I know this might sound cliche, but this has helped me immensely. I realise that before anyone, God is our first friend and He has great and unfathomable plans for me. I realise you can rely on people- family, friends etc to an extent, but always remember God will never let you down. Read the Bible, find Bible plans on heartbreak, anger or whichever emotion you might be experiencing. I used the YouVersion Bible app, wrote down how I felt in my journal and prayed to let go.

” So do not be afraid for I am with you, do not be dismayed for I am your God. “- Isaiah 41:10.

4. Forgive.

Friendship like another relationship, thrives on forgiveness. Forgiveness sets us free from many things and unforgivingness hinders our blessings and breakthroughs. Forgive for yourself and when you do, make sure you have left it in God’s hands.

”  Be kind to one another, tenderhearted and forgiving one another, as God in Christ forgave us.”- Mark 11:25

5. Assess your friendship.

It is very essential to have friends who are not quick to dismiss you or make you feel as if you take things too seriously. It is good to have friends who understand that different things affect us and some are deeply rooted issues or childhood traumas. You do not necessarily need to force yourself and jump back to how things were but make sure you work to make things better.

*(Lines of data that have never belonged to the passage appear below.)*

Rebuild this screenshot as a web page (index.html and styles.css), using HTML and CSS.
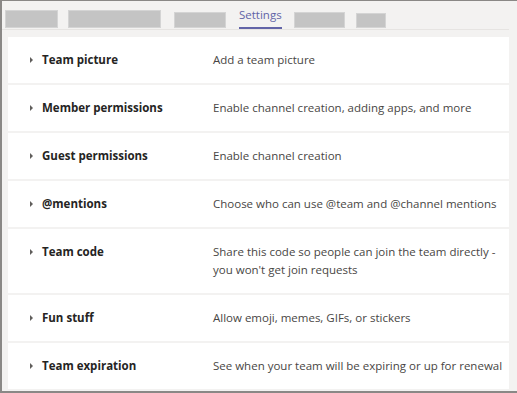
FILE: index.html
```html
<!doctype html>
<html lang="en">
  <head>
    <meta charset="UTF-8" />
    <meta name="viewport" content="width=device-width, initial-scale=1.0" />
    <title>Team settings</title>
    <link rel="stylesheet" href="styles.css">
  </head>
  <body>
    <div class="frame">
      <div class="tabs">
        <div class="tab-ph ph-1"></div>
        <div class="tab-ph ph-2"></div>
        <div class="tab-ph ph-3"></div>
        <div class="tab active">Settings</div>
        <div class="tab-ph ph-4"></div>
        <div class="tab-ph ph-5"></div>
      </div>

      <div class="settings">
        <div class="setting">
          <span class="caret"></span>
          <div class="title">Team picture</div>
          <div class="desc">Add a team picture</div>
        </div>
        <div class="setting">
          <span class="caret"></span>
          <div class="title">Member permissions</div>
          <div class="desc">Enable channel creation, adding apps, and more</div>
        </div>
        <div class="setting">
          <span class="caret"></span>
          <div class="title">Guest permissions</div>
          <div class="desc">Enable channel creation</div>
        </div>
        <div class="setting">
          <span class="caret"></span>
          <div class="title">@mentions</div>
          <div class="desc">Choose who can use @team and @channel mentions</div>
        </div>
        <div class="setting">
          <span class="caret"></span>
          <div class="title">Team code</div>
          <div class="desc">Share this code so people can join the team directly - you won't get join requests</div>
        </div>
        <div class="setting">
          <span class="caret"></span>
          <div class="title">Fun stuff</div>
          <div class="desc">Allow emoji, memes, GIFs, or stickers</div>
        </div>
        <div class="setting">
          <span class="caret"></span>
          <div class="title">Team expiration</div>
          <div class="desc">See when your team will be expiring or up for renewal</div>
        </div>
      </div>
    </div>
  </body>
</html>
```

FILE: styles.css
```css
* {
  box-sizing: border-box;
}
html, body {
  margin: 0;
  padding: 0;
}
body {
  font-family: 'Open Sans', 'Noto Sans', sans-serif;
  background-color: #f3f2f1;
}
.frame {
  height: 393px;
  overflow: hidden;
  background-color: #f3f2f1;
  border-top: 1px solid #8a8886;
  border-left: 2px solid #8a8886;
  border-bottom: 2px solid #8a8886;
}
.tabs {
  display: flex;
  align-items: flex-end;
  height: 29px;
  margin-right: 8px;
  padding-left: 3px;
  border-bottom: 1px solid #e6e4e2;
}
.tab-ph {
  background-color: #c4c4c4;
  border: 1px solid #d4d4d4;
  margin-bottom: 1px;
}
.ph-1 {
  width: 53px;
  height: 18px;
}
.ph-2 {
  width: 93px;
  height: 18px;
  margin-left: 10px;
}
.ph-3 {
  width: 52px;
  height: 16px;
  margin-left: 13px;
}
.ph-4 {
  width: 51px;
  height: 16px;
  margin-left: 12px;
}
.ph-5 {
  width: 30px;
  height: 15px;
  margin-left: 11px;
}
.tab {
  margin-left: 13px;
  font-size: 11.5px;
  line-height: 18px;
  color: #6264a7;
  padding-bottom: 3px;
  border-bottom: 2px solid #6264a7;
}
.settings {
  display: flex;
  flex-direction: column;
  gap: 2px;
  margin: 7px 8px 0 6px;
}
.setting {
  display: grid;
  grid-template-columns: 34px 171px 1fr;
  align-items: start;
  background-color: #fff;
  padding: 14px 0 14px 0;
  font-size: 11.5px;
  line-height: 18px;
}
.caret {
  width: 0;
  height: 0;
  margin: 6px 0 0 22px;
  border-top: 3px solid transparent;
  border-bottom: 3px solid transparent;
  border-left: 3px solid #605e5c;
}
.title {
  font-weight: 700;
  color: #252423;
}
.desc {
  color: #484644;
}
```
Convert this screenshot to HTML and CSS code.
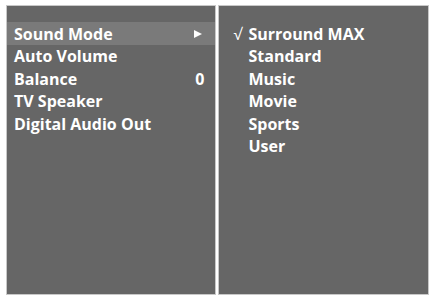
FILE: index.html
```html
<!DOCTYPE html>
<html lang="en">
<head>
  <meta charset="UTF-8">
  <title>Sound Menu</title>
  <link rel="stylesheet" href="styles.css">
</head>
<body>
  <div class="menu">
    <ul class="panel main">
      <li class="row active"><span>Sound Mode</span><span class="arrow"></span></li>
      <li class="row"><span>Auto Volume</span></li>
      <li class="row"><span>Balance</span><span class="value">0</span></li>
      <li class="row"><span>TV Speaker</span></li>
      <li class="row"><span>Digital Audio Out</span></li>
    </ul>
    <ul class="panel sub">
      <li class="row"><span class="check">&#8730;</span><span>Surround MAX</span></li>
      <li class="row"><span class="check"></span><span>Standard</span></li>
      <li class="row"><span class="check"></span><span>Music</span></li>
      <li class="row"><span class="check"></span><span>Movie</span></li>
      <li class="row"><span class="check"></span><span>Sports</span></li>
      <li class="row"><span class="check"></span><span>User</span></li>
    </ul>
  </div>
</body>
</html>
```

FILE: styles.css
```css
* {
  margin: 0;
  padding: 0;
  box-sizing: border-box;
}

body {
  background: #fff;
  font-family: "Open Sans", "DejaVu Sans", sans-serif;
  font-weight: bold;
  color: #fff;
  padding: 5px 6px 0 6px;
}

.menu {
  display: flex;
  gap: 2px;
  height: 290px;
}

.panel {
  list-style: none;
  background: #666;
  border: 1px solid #c8c8c8;
  padding-top: 16px;
}

.main {
  width: 211px;
}

.sub {
  width: 211px;
  padding-left: 7px;
}

.row {
  display: flex;
  align-items: center;
  height: 22.5px;
  font-size: 16px;
  padding: 1px 11px 0 7px;
}

.main .row {
  justify-content: space-between;
}

.row.active {
  background: #7a7a7a;
}

.arrow {
  width: 0;
  height: 0;
  border-left: 8px solid #fff;
  border-top: 4.5px solid transparent;
  border-bottom: 4.5px solid transparent;
  margin-right: 2px;
}

.check {
  width: 15px;
  font-weight: normal;
}
```
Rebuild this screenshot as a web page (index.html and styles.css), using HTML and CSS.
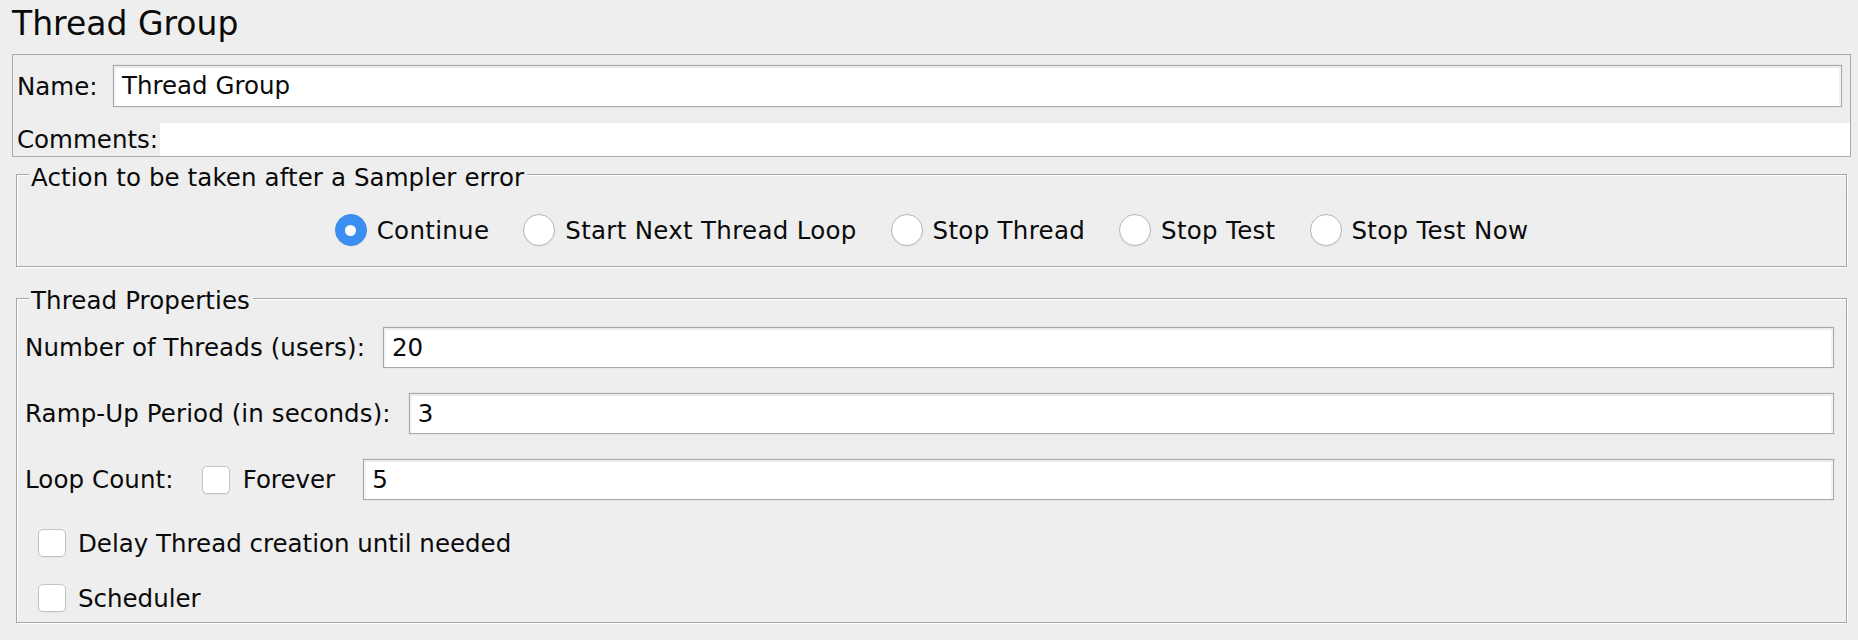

” Do not be misled, bad company corrupts character.”- 1 Corinthians 15:33.

6. Be in charge of your feelings.

At times we tend to give into our feelings too much. Not to say it is wrong to listen to your feelings, but at times it could be we have been triggered by what others/our friends have said or done. We all have childhood traumas and issues we might be/ not aware of. At times we might not be aware that we have been triggered and we end up not being able to separate our feeling and our trauma. Though both are easily tied together, it is important to know how to separate the two. Some people go to therapy, which I highly recommend but for those who can not afford, write your feelings down and try and understand the root of them and how you can grow from it.

” The heart is deceitful above all things, and desperately sick: who can understand it.”- Jeremiah 17:9.

7. You are blessed.

In all that happens in life, always remember that you are important and you matter. There are moments when what people say or do will demoralise you to think/feel like you are not good enough, always remember that you are blessed. There is a reason you are on this earth and it means God is not done with you yet.

” The Lord bless you and keep you, may He make his face shine on you and be gracious to you.”- Numbers 6:24-25.